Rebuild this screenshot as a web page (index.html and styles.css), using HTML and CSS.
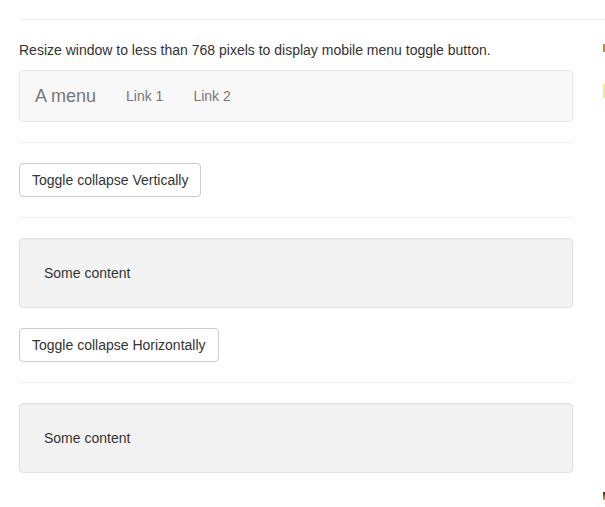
FILE: index.html
```html
<!DOCTYPE html>
<html lang="en">
<head>
<meta charset="utf-8">
<title>Collapse demo</title>
<link rel="stylesheet" href="styles.css">
</head>
<body>
<div class="page">
  <hr class="top-rule">
  <div class="layout">
    <main class="main">
      <p class="intro">Resize window to less than 768 pixels to display mobile menu toggle button.</p>
      <nav class="navbar">
        <a class="brand" href="#">A menu</a>
        <ul class="nav-links">
          <li><a href="#">Link 1</a></li>
          <li><a href="#">Link 2</a></li>
        </ul>
      </nav>
      <hr class="rule">
      <button class="btn" type="button">Toggle collapse Vertically</button>
      <hr class="rule">
      <div class="well">Some content</div>
      <button class="btn" type="button">Toggle collapse Horizontally</button>
      <hr class="rule">
      <div class="well">Some content</div>
    </main>
    <aside class="side">
      <span class="mark mark-orange"></span>
      <span class="mark mark-yellow"></span>
      <span class="mark mark-dark"></span>
    </aside>
  </div>
</div>
</body>
</html>
```
FILE: styles.css
```css
* { box-sizing: border-box; }
html, body {
  margin: 0;
  background: #fff;
  overflow: hidden;
}
body {
  font-family: "Liberation Sans", Arial, sans-serif;
  font-size: 14px;
  line-height: 20px;
  color: #333;
  width: 605px;
  height: 507px;
}
.page {
  padding: 19px 0 0 19px;
}
.top-rule {
  margin: 0;
  border: 0;
  border-top: 1px solid #eee;
  height: 0;
}
.layout {
  display: flex;
  gap: 30px;
}
.main {
  width: 554px;
  flex: none;
  padding-top: 20px;
}
.intro {
  margin: 0 0 10px;
}
.navbar {
  display: flex;
  align-items: center;
  height: 52px;
  background: #f8f8f8;
  border: 1px solid #e7e7e7;
  border-radius: 4px;
  margin-bottom: 20px;
}
.brand {
  font-size: 18px;
  line-height: 20px;
  padding: 15px;
  color: #777;
  text-decoration: none;
}
.nav-links {
  display: flex;
  list-style: none;
  margin: 0;
  padding: 0;
}
.nav-links a {
  display: block;
  padding: 15px;
  color: #777;
  text-decoration: none;
}
.rule {
  margin: 0 0 20px;
  border: 0;
  border-top: 1px solid #eee;
  height: 0;
}
.btn {
  display: block;
  font-family: inherit;
  font-size: 14px;
  line-height: 20px;
  color: #333;
  background: #fff;
  border: 1px solid #ccc;
  border-radius: 4px;
  padding: 6px 12px;
  margin-bottom: 20px;
  cursor: pointer;
}
.well {
  background: #f3f3f3;
  border: 1px solid #e3e3e3;
  border-radius: 4px;
  box-shadow: inset 0 1px 1px rgba(0,0,0,.05);
  padding: 24px;
  min-height: 70px;
  margin-bottom: 20px;
}
.side {
  position: relative;
  flex: 1;
}
.mark {
  position: absolute;
  left: 0;
  width: 3px;
}
.mark-orange {
  top: 24px;
  height: 8px;
  background: #d9782b;
}
.mark-yellow {
  top: 64px;
  height: 14px;
  background: #f4f06a;
}
.mark-dark {
  top: 472px;
  height: 8px;
  background: linear-gradient(#3a2a20, #e8a040);
}
```
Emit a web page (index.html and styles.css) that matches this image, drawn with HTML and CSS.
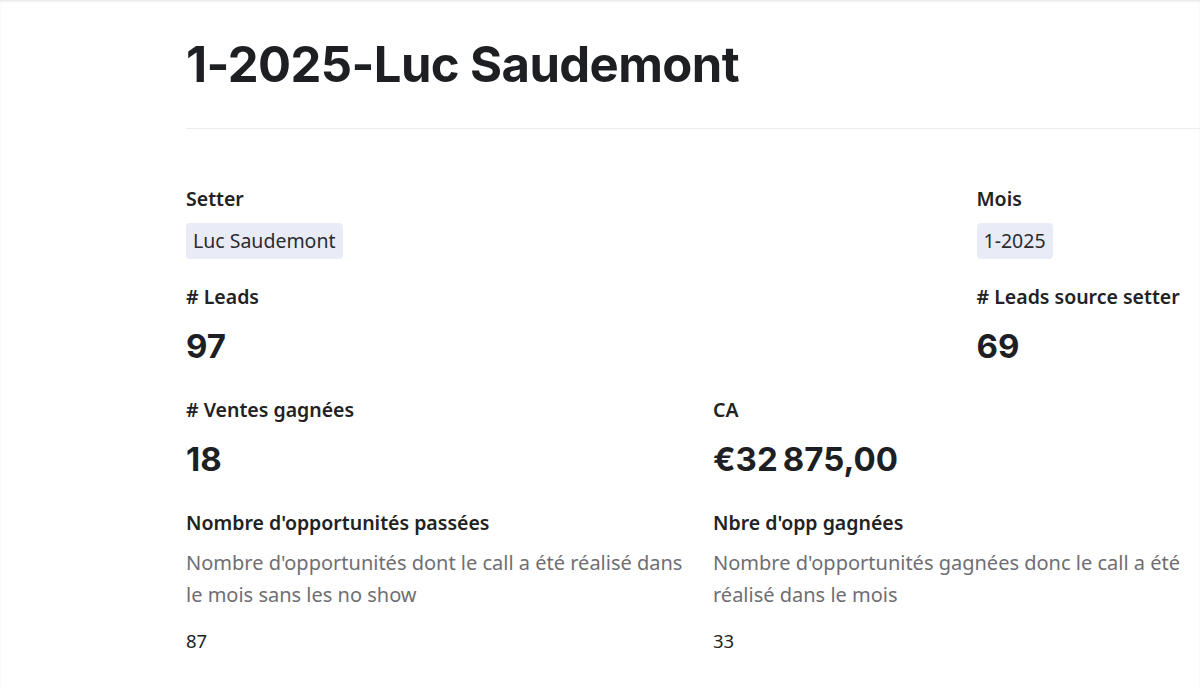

What you need to do: Leaving the pictures aside, transcribe the entire listing exactly.

Task answer:
Rebuild this screenshot as a web page (index.html and styles.css), using HTML and CSS.
FILE: index.html
```html
<!DOCTYPE html>
<html lang="en">
<head>
<meta charset="utf-8">
<title>Collapse demo</title>
<link rel="stylesheet" href="styles.css">
</head>
<body>
<div class="page">
  <hr class="top-rule">
  <div class="layout">
    <main class="main">
      <p class="intro">Resize window to less than 768 pixels to display mobile menu toggle button.</p>
      <nav class="navbar">
        <a class="brand" href="#">A menu</a>
        <ul class="nav-links">
          <li><a href="#">Link 1</a></li>
          <li><a href="#">Link 2</a></li>
        </ul>
      </nav>
      <hr class="rule">
      <button class="btn" type="button">Toggle collapse Vertically</button>
      <hr class="rule">
      <div class="well">Some content</div>
      <button class="btn" type="button">Toggle collapse Horizontally</button>
      <hr class="rule">
      <div class="well">Some content</div>
    </main>
    <aside class="side">
      <span class="mark mark-orange"></span>
      <span class="mark mark-yellow"></span>
      <span class="mark mark-dark"></span>
    </aside>
  </div>
</div>
</body>
</html>
```
FILE: styles.css
```css
* { box-sizing: border-box; }
html, body {
  margin: 0;
  background: #fff;
  overflow: hidden;
}
body {
  font-family: "Liberation Sans", Arial, sans-serif;
  font-size: 14px;
  line-height: 20px;
  color: #333;
  width: 605px;
  height: 507px;
}
.page {
  padding: 19px 0 0 19px;
}
.top-rule {
  margin: 0;
  border: 0;
  border-top: 1px solid #eee;
  height: 0;
}
.layout {
  display: flex;
  gap: 30px;
}
.main {
  width: 554px;
  flex: none;
  padding-top: 20px;
}
.intro {
  margin: 0 0 10px;
}
.navbar {
  display: flex;
  align-items: center;
  height: 52px;
  background: #f8f8f8;
  border: 1px solid #e7e7e7;
  border-radius: 4px;
  margin-bottom: 20px;
}
.brand {
  font-size: 18px;
  line-height: 20px;
  padding: 15px;
  color: #777;
  text-decoration: none;
}
.nav-links {
  display: flex;
  list-style: none;
  margin: 0;
  padding: 0;
}
.nav-links a {
  display: block;
  padding: 15px;
  color: #777;
  text-decoration: none;
}
.rule {
  margin: 0 0 20px;
  border: 0;
  border-top: 1px solid #eee;
  height: 0;
}
.btn {
  display: block;
  font-family: inherit;
  font-size: 14px;
  line-height: 20px;
  color: #333;
  background: #fff;
  border: 1px solid #ccc;
  border-radius: 4px;
  padding: 6px 12px;
  margin-bottom: 20px;
  cursor: pointer;
}
.well {
  background: #f3f3f3;
  border: 1px solid #e3e3e3;
  border-radius: 4px;
  box-shadow: inset 0 1px 1px rgba(0,0,0,.05);
  padding: 24px;
  min-height: 70px;
  margin-bottom: 20px;
}
.side {
  position: relative;
  flex: 1;
}
.mark {
  position: absolute;
  left: 0;
  width: 3px;
}
.mark-orange {
  top: 24px;
  height: 8px;
  background: #d9782b;
}
.mark-yellow {
  top: 64px;
  height: 14px;
  background: #f4f06a;
}
.mark-dark {
  top: 472px;
  height: 8px;
  background: linear-gradient(#3a2a20, #e8a040);
}
```
Emit a web page (index.html and styles.css) that matches this image, drawn with HTML and CSS.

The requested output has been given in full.